Mais voici que le vent va tourner. Un Loi du 14 octobre 1791 avait prévu que les Etats Majors des Gardes Nationales locales seraient soumis à de nouvelles élections.

Oh ! Certes, on ne s'était guère pressé pour organiser ce scrutin. Les intéressés en place n'y tenaient pas trop. Il n'avait pas fallu moins de 8 mois et demi pour qu'un arrêté du District de Bazas se décide à organiser cette consultation.

Mais s'il avait fallu  8 mois et demi pour prendre cette décision à Bazas il ne fallut pas plus de 5 jours à la municipalité de Villandraut pour la mettre à exécution. On sent bien là son impatience vis-à-vis d'une troupe indocile.

Dès le 8 juillet 1792, à 16 heures elle réunissait sous la halle les 90 gardes nationaux locaux pour procéder à la réélection de leur Etat Major. On commença par la désignation du Colonel, poste tenu jusque là par le très remuant citoyen Lapeyre.

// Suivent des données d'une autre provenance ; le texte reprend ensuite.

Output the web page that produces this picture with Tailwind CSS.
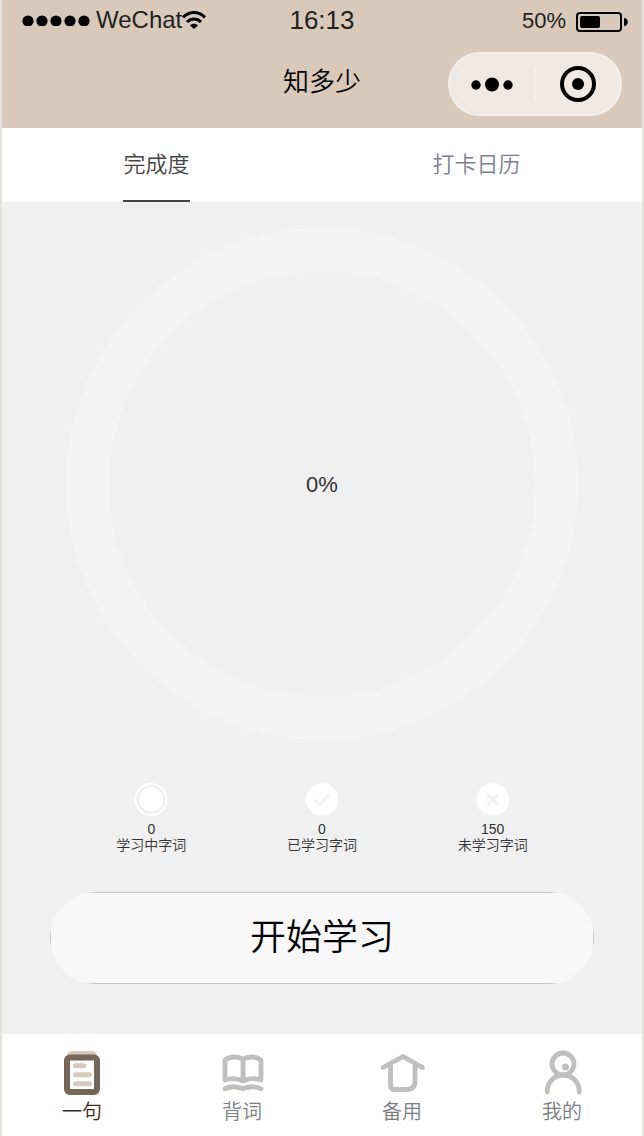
<!DOCTYPE html>
<html lang="zh-CN">
<head>
<meta charset="utf-8">
<meta name="viewport" content="width=device-width, initial-scale=1">
<title>知多少</title>
<script src="https://cdn.jsdelivr.net/npm/@tailwindcss/browser@4"></script>
</head>
<body class="bg-[#f0f0f0] font-['Liberation_Sans','Noto_Sans_CJK_SC',sans-serif] text-[#333333]">
<div class="flex min-h-screen flex-col border-x-2 border-[#e3e3de]">

  <header class="bg-[#d9c9ba]">
    <div class="grid h-10 grid-cols-3 items-center px-3.5 text-[#222222]">
      <div class="flex items-center pl-1.5">
        <svg class="h-3 w-[70px] shrink-0" viewBox="0 0 70 12" aria-hidden="true"><circle cx="6" cy="7" r="5.600"/><circle cx="20" cy="7" r="5.600"/><circle cx="34" cy="7" r="5.600"/><circle cx="48" cy="7" r="5.600"/><circle cx="62" cy="7" r="5.600"/></svg>
        <span class="ml-1 text-2xl">WeChat</span>
        <svg class="h-[18px] w-6 shrink-0" viewBox="0 0 24 18" fill="none" stroke="#000" stroke-width="3" aria-hidden="true"><path d="M1 6.500C7-.2 17-.2 23 6.500"/><path d="M5 11c4-4 10-4 14 0"/><path d="M8 14.500c2-2.300 6-2.300 8 0L12 18z" fill="#000" stroke="none"/></svg>
      </div>
      <span class="text-center text-[26px]">16:13</span>
      <div class="flex items-center justify-end gap-2">
        <span class="text-[22px]">50%</span>
        <svg class="mt-1 h-5 w-[54px]" viewBox="0 0 54 20" aria-hidden="true"><rect x="3" y="1" width="44" height="18" rx="3" fill="none" stroke="#000" stroke-width="2"/><rect x="6" y="4" width="20" height="12" rx="2"/><path d="M50 6c5 0 5 8 0 8z"/></svg>
      </div>
    </div>
    <div class="grid h-[88px] grid-cols-[1fr_auto_1fr] items-center px-5">
      <h1 class="col-start-2 pb-1 text-[26px] font-[350] text-black">知多少</h1>
      <div class="flex h-16 w-[174px] items-center justify-self-end rounded-full border-2 border-[#f4efec] bg-[#f0e8e3]">
        <button type="button" aria-label="更多" class="flex flex-1 justify-center"><svg class="h-4 w-11" viewBox="0 0 44 16"><circle cx="6" cy="9" r="4.700"/><circle cx="22" cy="8.500" r="7"/><circle cx="38" cy="9" r="4.700"/></svg></button>
        <span class="h-9 w-0.5 bg-[#f5f1ee]"></span>
        <button type="button" aria-label="关闭" class="flex flex-1 justify-center"><svg class="size-9" viewBox="0 0 36 36"><circle cx="18" cy="18" r="16" fill="none" stroke="#000" stroke-width="4"/><circle cx="18" cy="18" r="6"/></svg></button>
      </div>
    </div>
  </header>

  <nav class="flex h-[74px] justify-around bg-white text-[22px] font-[350]">
    <button type="button" class="border-b-2 border-[#444444] text-[#444444]">完成度</button>
    <button type="button" class="border-b-2 border-transparent text-[#7d7f8c]">打卡日历</button>
  </nav>

  <main class="flex flex-1 flex-col pb-[50px]">
    <div class="mx-16 mt-[26px] flex aspect-square items-center justify-center rounded-full border-[43px] border-[#f4f4f4] text-[22px]">0%</div>
    <div class="mx-16 mt-[42px] grid grid-cols-3 text-center text-sm leading-4">
      <div class="flex flex-col items-center">
        <svg class="mb-1 h-[35px] w-[34px]" viewBox="0 0 34 34" aria-hidden="true"><circle cx="17" cy="17" r="15.500" fill="none" stroke="#fff" stroke-width="2"/><circle cx="17" cy="17" r="12" fill="#fff"/></svg>
        <span>0</span><span class="font-[350]">学习中字词</span>
      </div>
      <div class="flex flex-col items-center">
        <svg class="mb-1 h-[35px] w-[34px]" viewBox="0 0 34 34" fill="none" aria-hidden="true"><circle cx="17" cy="17" r="16.300" fill="#fff"/><path d="M9.500 17l5 5 10-10.500" stroke="#f0f0f0" stroke-width="2.500"/></svg>
        <span>0</span><span class="font-[350]">已学习字词</span>
      </div>
      <div class="flex flex-col items-center">
        <svg class="mb-1 h-[35px] w-[34px]" viewBox="0 0 34 34" fill="none" aria-hidden="true"><circle cx="17" cy="17" r="16.300" fill="#fff"/><path d="M11.500 11.500l11 11m0-11l-11 11" stroke="#f0f0f0" stroke-width="2.500"/></svg>
        <span>150</span><span class="font-[350]">未学习字词</span>
      </div>
    </div>
    <button type="button" class="mx-12 mt-auto flex h-[92px] overflow-hidden rounded-full bg-[#f8f8f8] text-4xl font-[350] text-black">
      <span class="flex h-full w-full items-center justify-center border border-[#c6c6c6]">开始学习</span>
    </button>
  </main>

  <footer class="grid h-[102px] grid-cols-4 bg-white pt-4 text-xl leading-6 font-[350] text-[#7a7e83]">
    <a href="#sentence" class="flex flex-col items-center gap-1 text-[#3c2a20]">
      <svg class="h-[46px] w-12 shrink-0" viewBox="0 0 48 46" fill="none" aria-hidden="true"><path d="M9 5q1-4 5-4h20q4 0 5 4z" fill="#d9c9ba"/><rect x="9" y="7.500" width="30" height="34.500" rx="3" stroke="#766657" stroke-width="6"/><path d="M17.500 15.700h8M17.500 24.700h14M17.500 33.700h14" stroke="#d9c9ba" stroke-width="5" stroke-linecap="round"/></svg>
      <span>一句</span>
    </a>
    <a href="#words" class="flex flex-col items-center gap-1">
      <svg class="h-[46px] w-12 shrink-0" viewBox="0 0 48 46" fill="none" stroke="#bfbfbf" stroke-width="4.800" stroke-linecap="round" stroke-linejoin="round" aria-hidden="true"><path d="M25 9.500C20 6 11 6 7 10.500V30c6-2 12-2 18 1C31 28 37 28 43 30V10.500C39 6 30 6 25 9.500zV31M7 38.800c6-3 12-2.500 18 0 6-2.500 12-3 18 0"/></svg>
      <span>背词</span>
    </a>
    <a href="#spare" class="flex flex-col items-center gap-1">
      <svg class="h-[46px] w-12 shrink-0" viewBox="0 0 48 46" fill="none" stroke="#bfbfbf" stroke-width="4.800" stroke-linecap="round" stroke-linejoin="round" aria-hidden="true"><path d="M5 17.500L25 6.500 44.500 17.500M12.500 15v20q0 4.500 4 4.500h12q8.500 0 8.500-8.500V15"/></svg>
      <span>备用</span>
    </a>
    <a href="#mine" class="flex flex-col items-center gap-1">
      <svg class="h-[46px] w-12 shrink-0" viewBox="0 0 48 46" fill="none" stroke="#bfbfbf" stroke-width="4.800" stroke-linecap="round" aria-hidden="true"><circle cx="25" cy="14" r="11"/><circle cx="27.500" cy="17" r="3.400" fill="#bfbfbf" stroke="none"/><path d="M9.200 42V41a16 16 0 0 1 32 0v1"/></svg>
      <span>我的</span>
    </a>
  </footer>
</div>
</body>
</html>
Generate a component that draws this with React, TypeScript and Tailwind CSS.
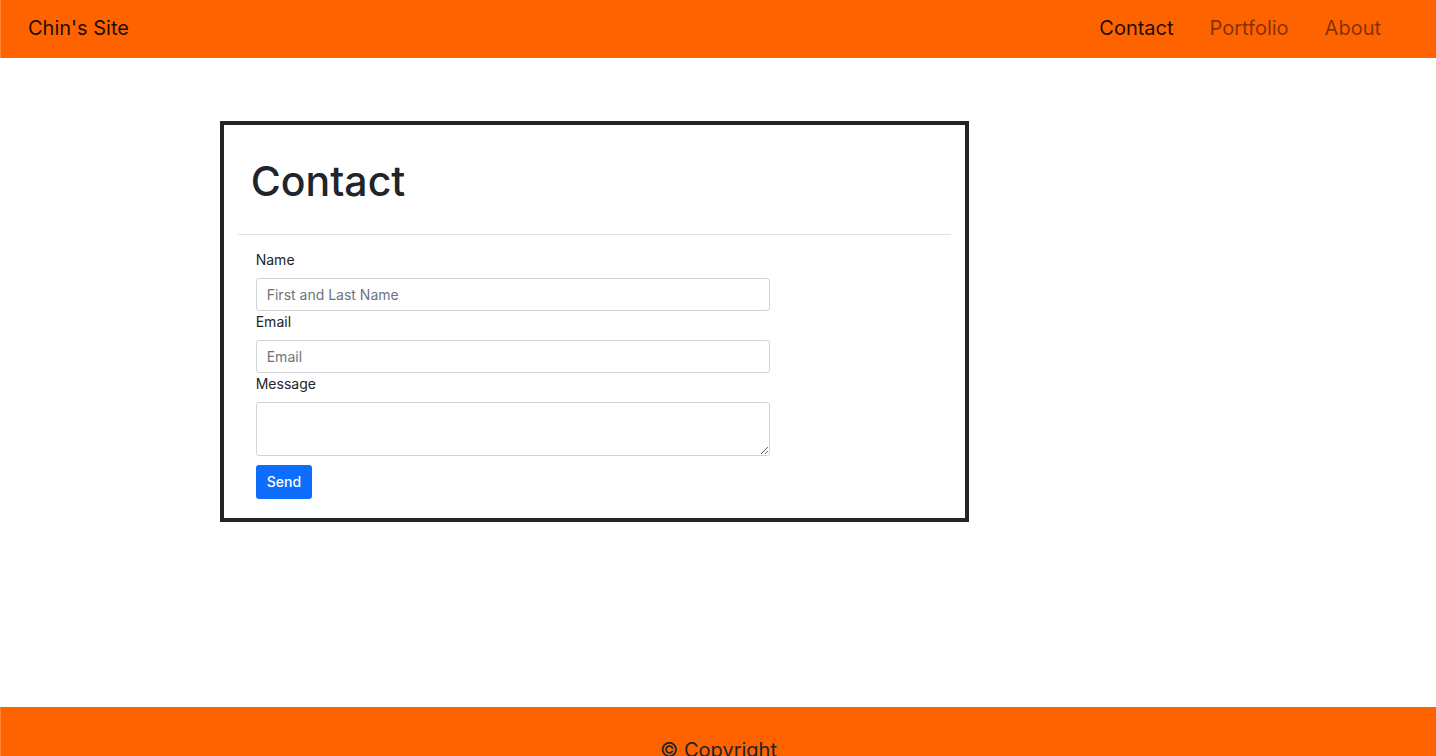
const links = [
  { label: "Contact", active: true },
  { label: "Portfolio", active: false },
  { label: "About", active: false },
];

const field =
  "block w-full rounded-[3px] border border-[#ced4da] bg-white px-2.5 text-sm text-[#212529] placeholder:text-[#6c757d] placeholder:opacity-100 focus:border-[#86b7fe] focus:outline-none";
const labelText = "mb-[7px] block text-sm leading-[22px]";

function Header() {
  return (
    <header className="flex h-[58px] shrink-0 items-center justify-between border-l border-[#ff8533] bg-[#ff6300] pr-[55px] pb-0.5 pl-[27px] text-xl">
      <a href="#home" className="text-black/90">
        Chin's Site
      </a>
      <nav className="flex gap-9">
        {links.map((link) => (
          <a
            key={link.label}
            href={"#" + link.label.toLowerCase()}
            className={link.active ? "text-black/90" : "text-black/50"}
          >
            {link.label}
          </a>
        ))}
      </nav>
    </header>
  );
}

function ContactForm() {
  return (
    <form className="mt-3.5 ml-[18px] max-w-[514px]" onSubmit={(e) => e.preventDefault()}>
      <label htmlFor="name" className={labelText}>
        Name
      </label>
      <input id="name" type="text" placeholder="First and Last Name" className={field + " h-[33px]"} />
      <label htmlFor="email" className={labelText}>
        Email
      </label>
      <input id="email" type="email" placeholder="Email" className={field + " h-[33px]"} />
      <label htmlFor="message" className={labelText}>
        Message
      </label>
      <textarea id="message" rows={2} className={field + " h-[54px] resize-y py-1"} />
      <button
        type="submit"
        className="mt-[9px] block h-[34px] rounded-[3px] bg-[#0d6efd] px-[11px] text-sm font-medium text-white"
      >
        Send
      </button>
    </form>
  );
}

export default function App() {
  return (
    <div className="flex h-screen flex-col overflow-hidden bg-white font-['Inter',sans-serif] text-[#212529]">
      <Header />
      <main className="shrink-0 pt-[63px] pb-[185px]">
        <section className="ml-[15.3%] w-[52.2%] border-4 border-[#212529] px-3.5 pt-7 pb-[19px]">
          <h1 className="mb-[25px] ml-[13px] text-[41px] leading-[56px] font-medium">Contact</h1>
          <hr className="border-[#dfe0e1]" />
          <ContactForm />
        </section>
      </main>
      <footer className="shrink-0 border-l border-[#ff8533] bg-[#ff6300] py-[29px] text-center text-xl">
        © Copyright
      </footer>
    </div>
  );
}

Au premier tour, personne n'obtint la majorité des voix. Au second tour pas davantage mais il était prévu un troisième tour pour lequel une majorité relative suffisait. Ce fut le citoyen Portepain qui l'emporta de façon assez piteuse avec 17 voix seulement sur 90 votants.

Pour la désignation de son adjoint, ce fut le citoyen Dartigolles dit Bordes qui l'emporta dès le premier tour avec une majorité flatteuse.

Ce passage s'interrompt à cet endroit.